G'kar spends most of the Narn-Centauri War getting comeuppance. No one will help Narn now, because they were the troublemakers first.
- Once the Narn homeworld is under attack, it's too late.
Once Narn is being bombarded (The Long Twilight Struggle), the Centauri have pulled in every ship they can spare to enforce their victory. They actually abandoned worlds they were still securing to go all in on this strike. No one power has the military might to challenge the majority of the Centauri fleet all engaged at Narn, unless they fully committed as well. It would probably take several major worlds acting in concert to make it a clean sweep and not risk too much damage to their own fleets... and no one is willing. The Minbari are going isolationist, Earth is spinning towards supporting the Centauri even if B5 doesn't, the Vorlon don't care, and the individual League worlds aren't strong enough to do it on their own.
The truth is, once the Centauri start to worry the others, it's too late to save Narn.

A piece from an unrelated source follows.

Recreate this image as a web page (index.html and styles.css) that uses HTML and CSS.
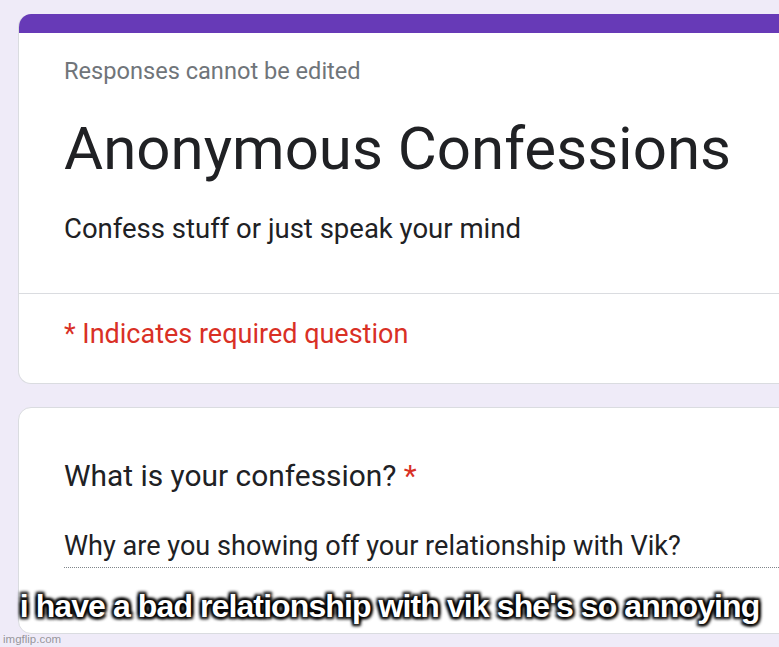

The only thing on the ambassador's minds is how to protect their own worlds. Which while short-sighted, is entirely correct, since the Centauri immediately start other wars once Narn has surrendered (Fall of Night).
Spoiler warning: the question only mentions plot points from season 1. If you haven't watched farther than that, this answer may contain (mild) spoilers for later seasons.
Because the various races have never really historically acted in any way mutually in ways that are for the benefit of the greater community. There's a statement from a later episode (I don't recall which at present), where Delenn says that the thing that distinguishes humans from the rest of the races is that "humans build communities". Therefore the fact that Earth has only recently become a major enough power to get involved in other races' affairs is probably relevant.
And the other point is that to enable this kind of mutual action is exactly the point of why the Babylon project was created: "to prevent another war, by creating a place where humans and aliens can work out their differences peacefully", as the season one opening narration puts it. But as of the start of the show, it hasn't been operational for long enough to have had much effect yet: there's no consensus between the races to act in any way that isn't for the sole benefit of the actor. Making them change this behaviour pattern is clearly an important part of the job that the Babylon 5 crew are going to have to perform over the next few years.
They think someone is helping the Centauri.
Each of them has intelligence services, and they are not fools. Each of them knows that something is going on, a dark shadow is being cast across the galaxy, and they had some guesses as to the sources.
In particular, they were noting things happening in the Narn-Centauri war that weren't explainable by Centauri abilities alone. Perhaps they sent spies to assess battlefields at Quadrant 37 or Gorash 7.
Suffice it to say, they may not be afraid of the Centauri so much as the shadows they see of anther player. This uncertainty gives them pause.
I don't want to spoil the rest of the series if you haven't seen season two and three and beyond yet, but suffice it to say the three big players who might do something, the Humans, Minbari, and Vorlons, have a (much) larger concern. They cannot afford to risk weakening themselves by getting involved in a war that is already effectively over before anyone notices it start. There is a concerted effort to help Narn civilians escape after the fact but militarily the Narn have lost before anyone can do much of anything.